Ruby-Spark
Apache Spark™ is a fast and general engine for large-scale data processing.
This Gem allows you use Spark functionality on Ruby.
Word count in Spark's Ruby API
file = spark.text_file("hdfs://...")
file.flat_map(:split)
.map(lambda{|word| [word, 1]})
.reduce_by_key(lambda{|a, b| a+b})
Installation
Requirments
- Java 7+
- Ruby 2+
- MRI or JRuby
Add this line to your application's Gemfile:
gem 'ruby-spark'
And then execute:
$ bundle
Or install it yourself as:
$ gem install ruby-spark
Run rake compile
if you are using gem from local filesystem.
Build Apache Spark
This command will download Spark and build extensions for this gem (SBT is used for compiling). For more informations check wiki. Everything is stored by default at [GEM_ROOT]/target,
$ ruby-spark build
Usage
You can use Ruby Spark via interactive shell (Pry is used)
$ ruby-spark shell
Or on existing project
require 'ruby-spark'
# Create a SparkContext
Spark.start
# Context reference
Spark.sc
If you want configure Spark first. See configurations for more details.
require 'ruby-spark'
# Use if you have custom SPARK_HOME
Spark.load_lib(spark_home)
# Configuration
Spark.config do
set_app_name "RubySpark"
set 'spark.ruby.serializer', 'oj'
set 'spark.ruby.serializer.batch_size', 100
end
# Start Apache Spark
Spark.start
Finally, to stop the cluster. On the shell is Spark stopped automatically when you exist.
Spark.stop
Creating RDD (upload data)
Single text file:
rdd = sc.text_file(FILE, workers_num, serializer=nil)
All files on directory:
rdd = sc.whole_text_files(DIRECTORY, workers_num, serializer=nil)

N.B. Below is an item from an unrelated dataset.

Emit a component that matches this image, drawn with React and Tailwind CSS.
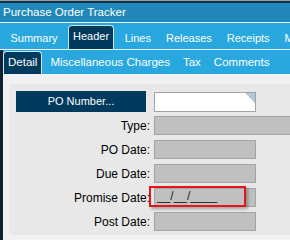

Direct uploading structures from ruby (choosen serializer must be able to serialize it):
rdd = sc.parallelize([1,2,3,4,5], workers_num, serializer=nil)

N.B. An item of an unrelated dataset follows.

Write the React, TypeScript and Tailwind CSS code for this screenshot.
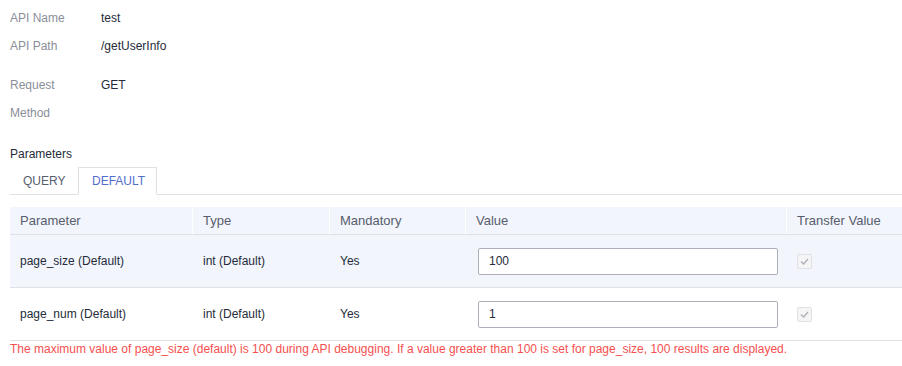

rdd = sc.parallelize(1..5, workers_num, serializer=nil)
Options
- workers_num
-
Min count of works computing this task.
(This value can be overwriten by spark) - serializer
-
Custom serializer.
(default: by spark.ruby.serializer options)
Operations
All operations can be divided into 2 groups:
- Transformations: append new operation to current RDD and return new
- Actions: add operation and start calculations
See wiki page or Ruby-doc for more details.
Transformations
rdd.map(lambda{|item| ...})
rdd.flat_map(lambda{|item| ...})
rdd.filter(lambda{|item| ...})
rdd.union(rdd)
rdd.map_paritions(lambda{|iterator| ...})
# ...
Actions
rdd.count
rdd.take(n)
rdd.collect
# ...
Examples
Sum of numbers
sc.parallelize(0..10).sum
# => 55
Words count using methods
# Content:
# "first line"
# "second line"
rdd = sc.text_file(PATH)
# ["first", "line", "second", "line"]
rdd = rdd.flat_map(lambda{|line| line.split})
# [["first", 1], ["line", 1], ["second", 1], ["line", 1]]

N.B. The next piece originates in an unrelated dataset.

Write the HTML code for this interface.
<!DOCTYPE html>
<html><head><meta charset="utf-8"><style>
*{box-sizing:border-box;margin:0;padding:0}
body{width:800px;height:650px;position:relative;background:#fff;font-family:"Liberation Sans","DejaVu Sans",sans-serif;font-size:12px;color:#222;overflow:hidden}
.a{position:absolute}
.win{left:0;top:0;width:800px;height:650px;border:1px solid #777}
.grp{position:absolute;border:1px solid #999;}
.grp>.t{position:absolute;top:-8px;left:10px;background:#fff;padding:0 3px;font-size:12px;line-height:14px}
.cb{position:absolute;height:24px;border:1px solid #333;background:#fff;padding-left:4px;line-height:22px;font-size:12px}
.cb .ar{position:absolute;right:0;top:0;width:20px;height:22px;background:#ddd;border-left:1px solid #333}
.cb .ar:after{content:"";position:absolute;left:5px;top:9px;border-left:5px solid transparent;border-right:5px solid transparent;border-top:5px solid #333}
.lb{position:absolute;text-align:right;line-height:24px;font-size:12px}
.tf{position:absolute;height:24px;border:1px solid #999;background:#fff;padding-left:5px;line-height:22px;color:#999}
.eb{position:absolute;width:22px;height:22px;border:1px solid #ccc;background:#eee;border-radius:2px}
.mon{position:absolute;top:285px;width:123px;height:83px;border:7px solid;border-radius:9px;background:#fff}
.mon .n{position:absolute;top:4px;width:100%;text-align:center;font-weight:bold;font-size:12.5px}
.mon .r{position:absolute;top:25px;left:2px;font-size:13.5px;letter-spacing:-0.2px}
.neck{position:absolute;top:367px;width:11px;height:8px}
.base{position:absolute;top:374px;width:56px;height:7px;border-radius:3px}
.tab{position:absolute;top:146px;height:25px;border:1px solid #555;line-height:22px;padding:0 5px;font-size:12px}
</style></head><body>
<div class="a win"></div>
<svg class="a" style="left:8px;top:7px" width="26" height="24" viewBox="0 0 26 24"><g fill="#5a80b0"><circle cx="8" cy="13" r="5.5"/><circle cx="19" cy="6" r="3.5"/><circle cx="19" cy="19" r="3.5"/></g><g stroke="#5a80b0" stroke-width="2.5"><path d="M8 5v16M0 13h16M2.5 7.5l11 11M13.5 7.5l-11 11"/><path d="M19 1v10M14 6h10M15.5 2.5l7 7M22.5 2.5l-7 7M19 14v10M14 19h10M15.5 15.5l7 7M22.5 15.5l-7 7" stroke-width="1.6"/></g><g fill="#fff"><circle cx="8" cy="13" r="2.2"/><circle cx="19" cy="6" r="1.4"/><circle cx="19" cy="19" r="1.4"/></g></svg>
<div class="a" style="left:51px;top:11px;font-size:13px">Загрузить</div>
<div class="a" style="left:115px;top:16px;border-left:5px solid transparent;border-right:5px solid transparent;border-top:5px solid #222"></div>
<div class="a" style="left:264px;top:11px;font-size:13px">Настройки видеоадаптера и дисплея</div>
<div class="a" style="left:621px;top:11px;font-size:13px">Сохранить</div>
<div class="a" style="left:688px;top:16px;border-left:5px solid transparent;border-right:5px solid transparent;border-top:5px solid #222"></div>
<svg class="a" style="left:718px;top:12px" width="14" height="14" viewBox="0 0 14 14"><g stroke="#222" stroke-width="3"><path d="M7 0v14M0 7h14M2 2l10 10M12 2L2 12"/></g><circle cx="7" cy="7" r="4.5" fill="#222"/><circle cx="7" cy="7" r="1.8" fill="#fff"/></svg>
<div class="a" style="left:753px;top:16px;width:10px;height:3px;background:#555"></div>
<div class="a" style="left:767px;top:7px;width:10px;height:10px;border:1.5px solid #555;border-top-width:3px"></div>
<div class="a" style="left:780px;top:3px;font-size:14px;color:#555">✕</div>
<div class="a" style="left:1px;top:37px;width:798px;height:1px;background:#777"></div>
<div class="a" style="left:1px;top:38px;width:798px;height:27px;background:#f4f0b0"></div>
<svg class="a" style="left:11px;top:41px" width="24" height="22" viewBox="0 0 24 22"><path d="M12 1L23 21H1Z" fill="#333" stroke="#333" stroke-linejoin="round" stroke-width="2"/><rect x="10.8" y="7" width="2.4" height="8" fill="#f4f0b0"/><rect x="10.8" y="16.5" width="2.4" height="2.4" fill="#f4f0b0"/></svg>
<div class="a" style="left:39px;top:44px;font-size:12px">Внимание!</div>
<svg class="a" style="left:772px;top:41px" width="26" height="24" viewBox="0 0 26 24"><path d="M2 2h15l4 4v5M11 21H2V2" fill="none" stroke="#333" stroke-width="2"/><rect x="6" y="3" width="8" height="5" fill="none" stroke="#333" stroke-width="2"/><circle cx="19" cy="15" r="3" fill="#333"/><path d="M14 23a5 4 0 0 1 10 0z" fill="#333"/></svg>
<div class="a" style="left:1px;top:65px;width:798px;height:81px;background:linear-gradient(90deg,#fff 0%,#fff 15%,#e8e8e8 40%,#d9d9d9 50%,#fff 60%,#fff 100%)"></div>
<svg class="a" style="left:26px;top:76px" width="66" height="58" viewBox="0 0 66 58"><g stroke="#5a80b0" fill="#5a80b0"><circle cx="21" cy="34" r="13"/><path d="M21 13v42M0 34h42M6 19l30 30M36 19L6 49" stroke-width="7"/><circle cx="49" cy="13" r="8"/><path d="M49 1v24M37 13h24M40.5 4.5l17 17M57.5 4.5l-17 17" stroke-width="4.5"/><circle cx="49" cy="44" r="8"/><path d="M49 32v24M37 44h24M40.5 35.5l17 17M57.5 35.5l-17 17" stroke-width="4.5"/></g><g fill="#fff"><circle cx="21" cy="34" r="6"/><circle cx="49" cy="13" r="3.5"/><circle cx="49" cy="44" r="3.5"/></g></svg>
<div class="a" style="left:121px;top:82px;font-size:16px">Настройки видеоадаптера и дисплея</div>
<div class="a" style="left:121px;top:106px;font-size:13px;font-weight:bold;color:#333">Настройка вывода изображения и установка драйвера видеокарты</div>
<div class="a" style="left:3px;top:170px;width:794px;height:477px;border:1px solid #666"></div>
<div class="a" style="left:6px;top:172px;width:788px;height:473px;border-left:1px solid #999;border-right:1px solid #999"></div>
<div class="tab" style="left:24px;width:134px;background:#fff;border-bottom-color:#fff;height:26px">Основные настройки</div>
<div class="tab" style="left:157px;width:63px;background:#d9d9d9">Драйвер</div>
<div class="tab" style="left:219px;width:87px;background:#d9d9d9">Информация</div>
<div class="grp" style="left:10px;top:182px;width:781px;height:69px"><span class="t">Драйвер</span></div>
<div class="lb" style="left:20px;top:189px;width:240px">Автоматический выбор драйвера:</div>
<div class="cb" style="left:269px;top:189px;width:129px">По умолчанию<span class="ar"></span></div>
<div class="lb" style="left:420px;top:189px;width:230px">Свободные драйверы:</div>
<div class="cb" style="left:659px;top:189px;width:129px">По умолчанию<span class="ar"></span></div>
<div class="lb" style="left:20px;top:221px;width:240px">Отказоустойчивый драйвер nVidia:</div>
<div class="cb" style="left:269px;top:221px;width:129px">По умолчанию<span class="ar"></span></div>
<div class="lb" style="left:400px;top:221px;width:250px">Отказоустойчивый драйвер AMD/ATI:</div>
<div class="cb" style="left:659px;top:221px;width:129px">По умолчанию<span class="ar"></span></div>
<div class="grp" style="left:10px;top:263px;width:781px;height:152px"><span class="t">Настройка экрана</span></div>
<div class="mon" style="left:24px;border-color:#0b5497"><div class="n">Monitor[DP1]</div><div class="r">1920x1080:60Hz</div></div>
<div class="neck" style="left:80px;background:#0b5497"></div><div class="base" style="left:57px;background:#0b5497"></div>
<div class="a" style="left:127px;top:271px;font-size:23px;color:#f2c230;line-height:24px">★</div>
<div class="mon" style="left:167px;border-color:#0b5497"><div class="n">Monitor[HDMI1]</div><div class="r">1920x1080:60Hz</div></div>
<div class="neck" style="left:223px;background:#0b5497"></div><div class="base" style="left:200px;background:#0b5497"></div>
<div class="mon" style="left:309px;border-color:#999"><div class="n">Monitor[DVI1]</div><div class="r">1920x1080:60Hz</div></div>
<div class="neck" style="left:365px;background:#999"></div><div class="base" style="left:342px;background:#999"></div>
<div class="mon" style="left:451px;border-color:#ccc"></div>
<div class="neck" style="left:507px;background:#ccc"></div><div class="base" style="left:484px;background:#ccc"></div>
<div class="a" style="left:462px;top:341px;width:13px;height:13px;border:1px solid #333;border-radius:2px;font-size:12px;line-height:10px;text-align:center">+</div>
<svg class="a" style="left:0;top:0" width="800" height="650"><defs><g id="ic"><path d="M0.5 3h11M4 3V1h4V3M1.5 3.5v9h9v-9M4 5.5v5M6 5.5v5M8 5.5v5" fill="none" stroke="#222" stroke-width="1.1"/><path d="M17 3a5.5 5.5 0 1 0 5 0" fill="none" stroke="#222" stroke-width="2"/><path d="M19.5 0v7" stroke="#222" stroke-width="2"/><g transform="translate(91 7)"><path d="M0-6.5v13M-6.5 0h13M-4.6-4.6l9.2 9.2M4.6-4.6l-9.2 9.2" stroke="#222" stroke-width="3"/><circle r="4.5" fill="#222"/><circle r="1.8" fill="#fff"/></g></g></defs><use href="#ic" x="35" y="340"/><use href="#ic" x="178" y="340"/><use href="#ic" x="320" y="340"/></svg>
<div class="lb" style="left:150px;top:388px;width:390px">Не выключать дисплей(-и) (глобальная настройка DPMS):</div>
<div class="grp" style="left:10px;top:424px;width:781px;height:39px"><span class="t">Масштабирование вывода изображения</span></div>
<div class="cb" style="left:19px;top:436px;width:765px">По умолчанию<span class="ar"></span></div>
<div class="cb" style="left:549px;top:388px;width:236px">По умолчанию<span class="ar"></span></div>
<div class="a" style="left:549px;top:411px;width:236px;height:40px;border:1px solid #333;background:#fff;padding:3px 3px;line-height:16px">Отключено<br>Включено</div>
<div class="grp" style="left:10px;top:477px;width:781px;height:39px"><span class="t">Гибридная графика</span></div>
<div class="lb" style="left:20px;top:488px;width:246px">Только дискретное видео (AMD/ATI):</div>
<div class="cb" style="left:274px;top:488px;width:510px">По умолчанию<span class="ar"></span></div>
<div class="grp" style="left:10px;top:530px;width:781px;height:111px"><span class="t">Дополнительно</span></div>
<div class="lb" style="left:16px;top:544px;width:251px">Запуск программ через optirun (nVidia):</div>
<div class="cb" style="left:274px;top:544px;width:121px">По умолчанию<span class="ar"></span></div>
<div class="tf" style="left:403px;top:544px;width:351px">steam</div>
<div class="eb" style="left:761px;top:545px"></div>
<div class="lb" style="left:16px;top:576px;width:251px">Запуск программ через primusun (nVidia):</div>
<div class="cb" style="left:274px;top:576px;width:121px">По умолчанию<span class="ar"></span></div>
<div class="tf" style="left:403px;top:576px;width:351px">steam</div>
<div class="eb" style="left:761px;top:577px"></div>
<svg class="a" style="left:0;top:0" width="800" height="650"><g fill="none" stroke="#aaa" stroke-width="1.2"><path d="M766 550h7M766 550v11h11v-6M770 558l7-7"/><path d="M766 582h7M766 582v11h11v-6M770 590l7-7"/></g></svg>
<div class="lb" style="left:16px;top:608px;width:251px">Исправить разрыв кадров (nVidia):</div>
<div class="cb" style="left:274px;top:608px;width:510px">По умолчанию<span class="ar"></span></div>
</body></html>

rdd = rdd.map(lambda{|word| [word, 1]})
# [["first", 1], ["line", 2], ["second", 1]]
rdd = rdd.reduce_by_key(lambda{|a, b| a+b})
# {"first"=>1, "line"=>2, "second"=>1}
rdd.collect_as_hash
Estimating PI with a custom serializer
slices = 3
n = 100000 * slices
def map(_)
x = rand * 2 - 1
y = rand * 2 - 1
if x**2 + y**2 < 1
return 1
else
return 0
end
end
rdd = Spark.context.parallelize(1..n, slices, serializer: 'oj')
rdd = rdd.map(method(:map))
puts 'Pi is roughly %f' % (4.0 * rdd.sum / n)
Estimating PI
rdd = sc.parallelize([10_000], 1)
rdd = rdd.add_library('bigdecimal/math')
rdd = rdd.map(lambda{|x| BigMath.PI(x)})
rdd.collect # => #<BigDecimal, '0.31415926...'>
Linear regression
# Import Mllib classes into Object
# Otherwise are accessible via Spark::Mllib::LinearRegressionWithSGD
Spark::Mllib.import(Object)
# Training data
data = [
LabeledPoint.new(0.0, [0.0]),
LabeledPoint.new(1.0, [1.0]),
LabeledPoint.new(3.0, [2.0]),
LabeledPoint.new(2.0, [3.0])
]
# Train a model
lrm = LinearRegressionWithSGD.train(sc.parallelize(data), initial_weights: [1.0])
lrm.predict([0.0])